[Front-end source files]
::::::::

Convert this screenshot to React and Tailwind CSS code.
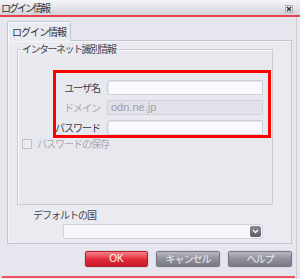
const jp = { fontFamily: '"Noto Sans CJK JP", "Noto Sans", sans-serif' };
const latin = { fontFamily: '"Liberation Sans", Arial, sans-serif' };

const Field = ({ label, value, disabled }) => (
  <>
    <span
      className={`h-[15px] flex items-center justify-end whitespace-nowrap text-[10px] tracking-[-1px] leading-none ${
        disabled ? "text-[#a8a8b0]" : "text-[#3a3a42]"
      }`}
      style={jp}
    >
      {label}
    </span>
    <div
      className={`h-[15px] rounded-[2px] border border-[#d0d0dc] flex items-center pl-[3px] text-[11px] leading-none text-[#a0a0a8] ${
        disabled ? "bg-[#e2e2ea]" : "bg-[#f8f8fd] shadow-[inset_1px_1px_0_#e4e4ee]"
      }`}
      style={latin}
    >
      {value}
    </div>
  </>
);

const App = () => {
  return (
    <div className="w-[300px] h-[279px] bg-[#e6e6ee] flex flex-col overflow-hidden" style={jp}>
      {/* TITLE BAR */}
      <div className="h-[15px] flex items-center justify-between pl-[1px] pr-[7px] bg-gradient-to-b from-[#f6f6f9] to-[#d2d2da]">
        <span className="text-[10px] tracking-[-2px] leading-none text-[#34343c]">ログイン情報</span>
        <div className="w-[8px] h-[8px] mt-[2px] bg-[#e8e8ee] border border-[#b0b0b8] flex items-center justify-center">
          <svg width="6" height="6" viewBox="0 0 6 6">
            <path d="M1 1L5 5M5 1L1 5" stroke="#303038" strokeWidth="1.4" />
          </svg>
        </div>
      </div>
      <div className="h-[2px] bg-[#e8404c]" />

      {/* BODY */}
      <div className="w-[297px] flex-1 flex flex-col border-r border-[#cacad6]">
        <div className="pl-[7px] pr-[4px] pt-[4px]">
          {/* TAB */}
          <div className="relative z-10 w-[64px] h-[20px] -mb-px rounded-t-[2px] border border-b-0 border-[#c4c4d2] bg-[#eaeaf1] shadow-[inset_1px_1px_0_#ffffff] flex items-center justify-center">
            <span className="text-[10px] tracking-[-1px] leading-none text-[#34343c]">ログイン情報</span>
          </div>

          {/* PANEL */}
          <div className="h-[204px] border border-[#c4c4d2] shadow-[inset_1px_1px_0_#f6f6fa] bg-[#eaeaf1] flex flex-col pl-[9px] pt-[8px]">
            {/* GROUP BOX */}
            <div className="relative w-[256px] h-[156px] border border-[#cacad8] shadow-[inset_1px_1px_0_#fafafd] bg-[#e8e8ef]">
              <span className="absolute -top-[7px] left-[3px] px-[1px] bg-[#eaeaf1] text-[10px] tracking-[-1.5px] leading-[12px] text-[#44444c]">
                インターネット識別情報
              </span>

              <div className="ml-[35px] mt-[20px] w-[218px] h-[68px] border-[3px] border-[#ff0000] grid grid-cols-[44px_1fr] gap-x-[7px] gap-y-[5px] content-start pt-[7px] pr-[5px]">
                <Field label="ユーザ名" value="" />
                <Field label="ドメイン" value="odn.ne.jp" disabled />
                <Field label="パスワード" value="" />
              </div>

              <div className="ml-[4px] mt-[1px] flex items-center gap-[5px]">
                <div className="w-[10px] h-[10px] border border-[#c0c0ce] bg-[#ececf2]" />
                <span className="text-[10px] tracking-[-1px] leading-none text-[#a8a8b0]">パスワードの保存</span>
              </div>
            </div>

            {/* DEFAULT COUNTRY */}
            <span className="ml-[16px] mt-[3px] h-[13px] text-[10px] tracking-[-1px] leading-[13px] text-[#44444c]">
              デフォルトの国
            </span>
            <div className="ml-[46px] mt-[3px] w-[200px] h-[15px] rounded-[2px] border border-[#d0d0dc] bg-[#f6f6fb] flex items-center justify-end pr-[1px]">
              <div className="w-[11px] h-[11px] rounded-[2px] bg-gradient-to-b from-[#8a8a94] to-[#5e5e68] flex items-center justify-center">
                <svg width="7" height="5" viewBox="0 0 7 5">
                  <path d="M1 1L3.5 3.5L6 1" stroke="#ffffff" strokeWidth="1.3" fill="none" />
                </svg>
              </div>
            </div>
          </div>
        </div>

        {/* BUTTONS */}
        <div className="mt-[7px] flex justify-end gap-[8px] pr-[4px]">
          <button
            className="w-[63px] h-[16px] rounded-[2px] border border-[#b02030] bg-gradient-to-b from-[#f47c88] via-[#e42c3c] to-[#c81828] ring-1 ring-[#d8d8e2] text-white text-[10px] leading-none"
            style={latin}
          >
            OK
          </button>
          <button className="w-[64px] h-[16px] rounded-[2px] border border-[#78788a] bg-gradient-to-b from-[#b8b8c0] via-[#90909a] to-[#7a7a84] ring-1 ring-[#d8d8e2] text-[#ececf2] text-[10px] tracking-[-1px] leading-none">
            キャンセル
          </button>
          <button className="w-[64px] h-[16px] rounded-[2px] border border-[#78788a] bg-gradient-to-b from-[#b8b8c0] via-[#90909a] to-[#7a7a84] ring-1 ring-[#d8d8e2] text-[#ececf2] text-[10px] tracking-[-1px] leading-none">
            ヘルプ
          </button>
        </div>

        <div className="mt-[9px] ml-[2px] mr-[1px] h-[2px] bg-[#ec5464]" />
      </div>
    </div>
  );
};

export default App;
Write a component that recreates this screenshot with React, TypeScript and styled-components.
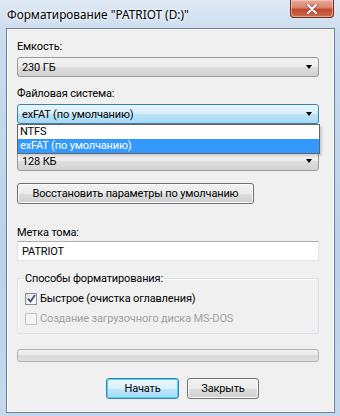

::::::::

What to do =>
All the records above need to be given again word for word. Skip the pictures.

Exercise result =>
Convert this screenshot to React and Tailwind CSS code.
const jp = { fontFamily: '"Noto Sans CJK JP", "Noto Sans", sans-serif' };
const latin = { fontFamily: '"Liberation Sans", Arial, sans-serif' };

const Field = ({ label, value, disabled }) => (
  <>
    <span
      className={`h-[15px] flex items-center justify-end whitespace-nowrap text-[10px] tracking-[-1px] leading-none ${
        disabled ? "text-[#a8a8b0]" : "text-[#3a3a42]"
      }`}
      style={jp}
    >
      {label}
    </span>
    <div
      className={`h-[15px] rounded-[2px] border border-[#d0d0dc] flex items-center pl-[3px] text-[11px] leading-none text-[#a0a0a8] ${
        disabled ? "bg-[#e2e2ea]" : "bg-[#f8f8fd] shadow-[inset_1px_1px_0_#e4e4ee]"
      }`}
      style={latin}
    >
      {value}
    </div>
  </>
);

const App = () => {
  return (
    <div className="w-[300px] h-[279px] bg-[#e6e6ee] flex flex-col overflow-hidden" style={jp}>
      {/* TITLE BAR */}
      <div className="h-[15px] flex items-center justify-between pl-[1px] pr-[7px] bg-gradient-to-b from-[#f6f6f9] to-[#d2d2da]">
        <span className="text-[10px] tracking-[-2px] leading-none text-[#34343c]">ログイン情報</span>
        <div className="w-[8px] h-[8px] mt-[2px] bg-[#e8e8ee] border border-[#b0b0b8] flex items-center justify-center">
          <svg width="6" height="6" viewBox="0 0 6 6">
            <path d="M1 1L5 5M5 1L1 5" stroke="#303038" strokeWidth="1.4" />
          </svg>
        </div>
      </div>
      <div className="h-[2px] bg-[#e8404c]" />

      {/* BODY */}
      <div className="w-[297px] flex-1 flex flex-col border-r border-[#cacad6]">
        <div className="pl-[7px] pr-[4px] pt-[4px]">
          {/* TAB */}
          <div className="relative z-10 w-[64px] h-[20px] -mb-px rounded-t-[2px] border border-b-0 border-[#c4c4d2] bg-[#eaeaf1] shadow-[inset_1px_1px_0_#ffffff] flex items-center justify-center">
            <span className="text-[10px] tracking-[-1px] leading-none text-[#34343c]">ログイン情報</span>
          </div>

          {/* PANEL */}
          <div className="h-[204px] border border-[#c4c4d2] shadow-[inset_1px_1px_0_#f6f6fa] bg-[#eaeaf1] flex flex-col pl-[9px] pt-[8px]">
            {/* GROUP BOX */}
            <div className="relative w-[256px] h-[156px] border border-[#cacad8] shadow-[inset_1px_1px_0_#fafafd] bg-[#e8e8ef]">
              <span className="absolute -top-[7px] left-[3px] px-[1px] bg-[#eaeaf1] text-[10px] tracking-[-1.5px] leading-[12px] text-[#44444c]">
                インターネット識別情報
              </span>

              <div className="ml-[35px] mt-[20px] w-[218px] h-[68px] border-[3px] border-[#ff0000] grid grid-cols-[44px_1fr] gap-x-[7px] gap-y-[5px] content-start pt-[7px] pr-[5px]">
                <Field label="ユーザ名" value="" />
                <Field label="ドメイン" value="odn.ne.jp" disabled />
                <Field label="パスワード" value="" />
              </div>

              <div className="ml-[4px] mt-[1px] flex items-center gap-[5px]">
                <div className="w-[10px] h-[10px] border border-[#c0c0ce] bg-[#ececf2]" />
                <span className="text-[10px] tracking-[-1px] leading-none text-[#a8a8b0]">パスワードの保存</span>
              </div>
            </div>

            {/* DEFAULT COUNTRY */}
            <span className="ml-[16px] mt-[3px] h-[13px] text-[10px] tracking-[-1px] leading-[13px] text-[#44444c]">
              デフォルトの国
            </span>
            <div className="ml-[46px] mt-[3px] w-[200px] h-[15px] rounded-[2px] border border-[#d0d0dc] bg-[#f6f6fb] flex items-center justify-end pr-[1px]">
              <div className="w-[11px] h-[11px] rounded-[2px] bg-gradient-to-b from-[#8a8a94] to-[#5e5e68] flex items-center justify-center">
                <svg width="7" height="5" viewBox="0 0 7 5">
                  <path d="M1 1L3.5 3.5L6 1" stroke="#ffffff" strokeWidth="1.3" fill="none" />
                </svg>
              </div>
            </div>
          </div>
        </div>

        {/* BUTTONS */}
        <div className="mt-[7px] flex justify-end gap-[8px] pr-[4px]">
          <button
            className="w-[63px] h-[16px] rounded-[2px] border border-[#b02030] bg-gradient-to-b from-[#f47c88] via-[#e42c3c] to-[#c81828] ring-1 ring-[#d8d8e2] text-white text-[10px] leading-none"
            style={latin}
          >
            OK
          </button>
          <button className="w-[64px] h-[16px] rounded-[2px] border border-[#78788a] bg-gradient-to-b from-[#b8b8c0] via-[#90909a] to-[#7a7a84] ring-1 ring-[#d8d8e2] text-[#ececf2] text-[10px] tracking-[-1px] leading-none">
            キャンセル
          </button>
          <button className="w-[64px] h-[16px] rounded-[2px] border border-[#78788a] bg-gradient-to-b from-[#b8b8c0] via-[#90909a] to-[#7a7a84] ring-1 ring-[#d8d8e2] text-[#ececf2] text-[10px] tracking-[-1px] leading-none">
            ヘルプ
          </button>
        </div>

        <div className="mt-[9px] ml-[2px] mr-[1px] h-[2px] bg-[#ec5464]" />
      </div>
    </div>
  );
};

export default App;
Write a component that recreates this screenshot with React, TypeScript and styled-components.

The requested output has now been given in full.